**WHAT IS NEEDED**:
Please retype the data in full and exactly; the pictures are not part of the copy.

Front-end source files

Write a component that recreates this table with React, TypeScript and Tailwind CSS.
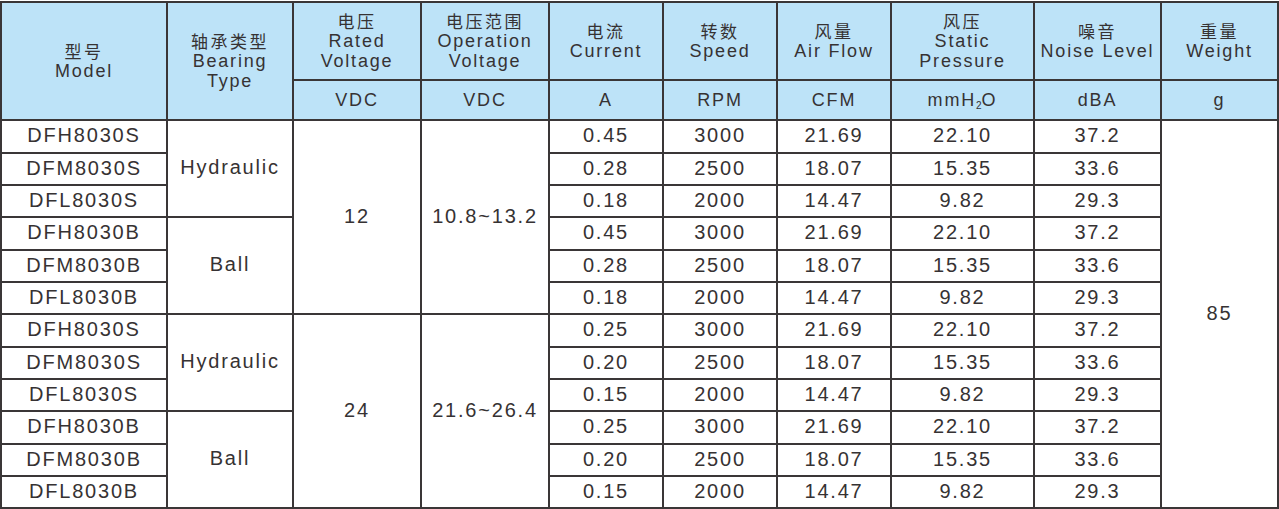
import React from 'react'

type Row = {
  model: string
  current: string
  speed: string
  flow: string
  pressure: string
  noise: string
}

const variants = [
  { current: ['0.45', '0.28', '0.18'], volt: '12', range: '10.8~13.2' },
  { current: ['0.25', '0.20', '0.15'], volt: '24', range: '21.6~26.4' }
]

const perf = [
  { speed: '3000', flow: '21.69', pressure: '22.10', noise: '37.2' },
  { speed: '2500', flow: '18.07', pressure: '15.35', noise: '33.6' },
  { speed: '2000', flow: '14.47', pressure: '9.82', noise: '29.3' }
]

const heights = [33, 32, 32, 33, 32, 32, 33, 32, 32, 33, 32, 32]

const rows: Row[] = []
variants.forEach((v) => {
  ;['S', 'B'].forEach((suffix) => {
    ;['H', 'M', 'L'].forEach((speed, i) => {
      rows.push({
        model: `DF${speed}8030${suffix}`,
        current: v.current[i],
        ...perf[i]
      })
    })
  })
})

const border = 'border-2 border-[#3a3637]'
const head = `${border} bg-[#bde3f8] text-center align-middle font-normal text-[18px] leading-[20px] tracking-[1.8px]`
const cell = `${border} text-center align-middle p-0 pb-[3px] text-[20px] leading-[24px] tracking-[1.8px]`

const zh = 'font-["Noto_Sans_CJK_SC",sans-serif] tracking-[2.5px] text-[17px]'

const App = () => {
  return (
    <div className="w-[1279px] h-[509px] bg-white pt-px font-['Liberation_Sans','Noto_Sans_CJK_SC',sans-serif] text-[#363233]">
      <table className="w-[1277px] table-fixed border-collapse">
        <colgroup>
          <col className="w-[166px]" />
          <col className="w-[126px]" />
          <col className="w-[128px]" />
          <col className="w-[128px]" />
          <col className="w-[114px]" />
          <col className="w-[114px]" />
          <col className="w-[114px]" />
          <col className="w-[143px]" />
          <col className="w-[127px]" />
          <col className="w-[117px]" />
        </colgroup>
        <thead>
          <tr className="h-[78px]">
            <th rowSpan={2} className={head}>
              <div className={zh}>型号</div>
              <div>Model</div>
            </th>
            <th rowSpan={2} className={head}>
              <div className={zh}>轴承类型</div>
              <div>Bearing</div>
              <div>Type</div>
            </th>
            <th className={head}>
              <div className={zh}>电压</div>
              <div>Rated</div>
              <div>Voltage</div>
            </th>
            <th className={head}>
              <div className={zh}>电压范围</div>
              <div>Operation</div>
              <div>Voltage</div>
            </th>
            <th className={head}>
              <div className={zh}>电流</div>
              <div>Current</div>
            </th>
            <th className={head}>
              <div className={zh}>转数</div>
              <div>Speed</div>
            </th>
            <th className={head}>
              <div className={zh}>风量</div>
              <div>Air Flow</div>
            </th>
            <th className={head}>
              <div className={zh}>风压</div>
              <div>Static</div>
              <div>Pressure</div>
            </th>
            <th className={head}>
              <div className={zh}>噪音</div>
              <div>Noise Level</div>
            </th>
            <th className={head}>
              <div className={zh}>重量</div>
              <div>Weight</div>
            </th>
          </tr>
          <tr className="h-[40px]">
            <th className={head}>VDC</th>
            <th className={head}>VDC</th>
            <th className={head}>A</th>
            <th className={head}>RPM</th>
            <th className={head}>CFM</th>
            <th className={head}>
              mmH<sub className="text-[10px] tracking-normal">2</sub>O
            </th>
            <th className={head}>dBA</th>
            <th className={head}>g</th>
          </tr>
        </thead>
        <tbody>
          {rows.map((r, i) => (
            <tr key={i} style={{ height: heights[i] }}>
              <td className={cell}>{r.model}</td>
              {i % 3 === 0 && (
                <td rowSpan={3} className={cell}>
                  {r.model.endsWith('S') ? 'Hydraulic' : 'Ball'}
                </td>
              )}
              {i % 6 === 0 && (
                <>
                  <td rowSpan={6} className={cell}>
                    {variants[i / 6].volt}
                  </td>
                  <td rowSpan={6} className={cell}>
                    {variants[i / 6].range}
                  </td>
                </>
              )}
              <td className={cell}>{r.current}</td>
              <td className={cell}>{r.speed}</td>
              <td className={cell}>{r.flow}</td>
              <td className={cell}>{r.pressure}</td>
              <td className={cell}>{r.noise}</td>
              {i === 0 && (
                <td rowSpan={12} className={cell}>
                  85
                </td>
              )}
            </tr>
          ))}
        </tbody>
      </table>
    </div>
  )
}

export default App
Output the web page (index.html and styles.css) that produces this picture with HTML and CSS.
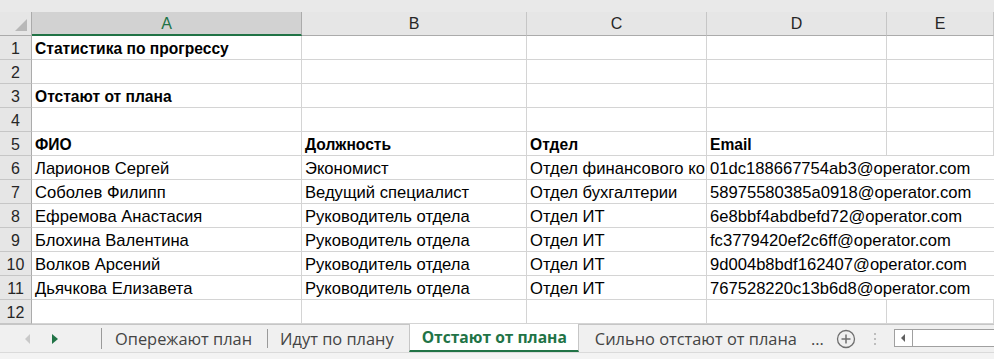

**RIGHT ANSWER**:
Write a component that recreates this table with React, TypeScript and Tailwind CSS.
import React from 'react'

type Row = {
  model: string
  current: string
  speed: string
  flow: string
  pressure: string
  noise: string
}

const variants = [
  { current: ['0.45', '0.28', '0.18'], volt: '12', range: '10.8~13.2' },
  { current: ['0.25', '0.20', '0.15'], volt: '24', range: '21.6~26.4' }
]

const perf = [
  { speed: '3000', flow: '21.69', pressure: '22.10', noise: '37.2' },
  { speed: '2500', flow: '18.07', pressure: '15.35', noise: '33.6' },
  { speed: '2000', flow: '14.47', pressure: '9.82', noise: '29.3' }
]

const heights = [33, 32, 32, 33, 32, 32, 33, 32, 32, 33, 32, 32]

const rows: Row[] = []
variants.forEach((v) => {
  ;['S', 'B'].forEach((suffix) => {
    ;['H', 'M', 'L'].forEach((speed, i) => {
      rows.push({
        model: `DF${speed}8030${suffix}`,
        current: v.current[i],
        ...perf[i]
      })
    })
  })
})

const border = 'border-2 border-[#3a3637]'
const head = `${border} bg-[#bde3f8] text-center align-middle font-normal text-[18px] leading-[20px] tracking-[1.8px]`
const cell = `${border} text-center align-middle p-0 pb-[3px] text-[20px] leading-[24px] tracking-[1.8px]`

const zh = 'font-["Noto_Sans_CJK_SC",sans-serif] tracking-[2.5px] text-[17px]'

const App = () => {
  return (
    <div className="w-[1279px] h-[509px] bg-white pt-px font-['Liberation_Sans','Noto_Sans_CJK_SC',sans-serif] text-[#363233]">
      <table className="w-[1277px] table-fixed border-collapse">
        <colgroup>
          <col className="w-[166px]" />
          <col className="w-[126px]" />
          <col className="w-[128px]" />
          <col className="w-[128px]" />
          <col className="w-[114px]" />
          <col className="w-[114px]" />
          <col className="w-[114px]" />
          <col className="w-[143px]" />
          <col className="w-[127px]" />
          <col className="w-[117px]" />
        </colgroup>
        <thead>
          <tr className="h-[78px]">
            <th rowSpan={2} className={head}>
              <div className={zh}>型号</div>
              <div>Model</div>
            </th>
            <th rowSpan={2} className={head}>
              <div className={zh}>轴承类型</div>
              <div>Bearing</div>
              <div>Type</div>
            </th>
            <th className={head}>
              <div className={zh}>电压</div>
              <div>Rated</div>
              <div>Voltage</div>
            </th>
            <th className={head}>
              <div className={zh}>电压范围</div>
              <div>Operation</div>
              <div>Voltage</div>
            </th>
            <th className={head}>
              <div className={zh}>电流</div>
              <div>Current</div>
            </th>
            <th className={head}>
              <div className={zh}>转数</div>
              <div>Speed</div>
            </th>
            <th className={head}>
              <div className={zh}>风量</div>
              <div>Air Flow</div>
            </th>
            <th className={head}>
              <div className={zh}>风压</div>
              <div>Static</div>
              <div>Pressure</div>
            </th>
            <th className={head}>
              <div className={zh}>噪音</div>
              <div>Noise Level</div>
            </th>
            <th className={head}>
              <div className={zh}>重量</div>
              <div>Weight</div>
            </th>
          </tr>
          <tr className="h-[40px]">
            <th className={head}>VDC</th>
            <th className={head}>VDC</th>
            <th className={head}>A</th>
            <th className={head}>RPM</th>
            <th className={head}>CFM</th>
            <th className={head}>
              mmH<sub className="text-[10px] tracking-normal">2</sub>O
            </th>
            <th className={head}>dBA</th>
            <th className={head}>g</th>
          </tr>
        </thead>
        <tbody>
          {rows.map((r, i) => (
            <tr key={i} style={{ height: heights[i] }}>
              <td className={cell}>{r.model}</td>
              {i % 3 === 0 && (
                <td rowSpan={3} className={cell}>
                  {r.model.endsWith('S') ? 'Hydraulic' : 'Ball'}
                </td>
              )}
              {i % 6 === 0 && (
                <>
                  <td rowSpan={6} className={cell}>
                    {variants[i / 6].volt}
                  </td>
                  <td rowSpan={6} className={cell}>
                    {variants[i / 6].range}
                  </td>
                </>
              )}
              <td className={cell}>{r.current}</td>
              <td className={cell}>{r.speed}</td>
              <td className={cell}>{r.flow}</td>
              <td className={cell}>{r.pressure}</td>
              <td className={cell}>{r.noise}</td>
              {i === 0 && (
                <td rowSpan={12} className={cell}>
                  85
                </td>
              )}
            </tr>
          ))}
        </tbody>
      </table>
    </div>
  )
}

export default App
Output the web page (index.html and styles.css) that produces this picture with HTML and CSS.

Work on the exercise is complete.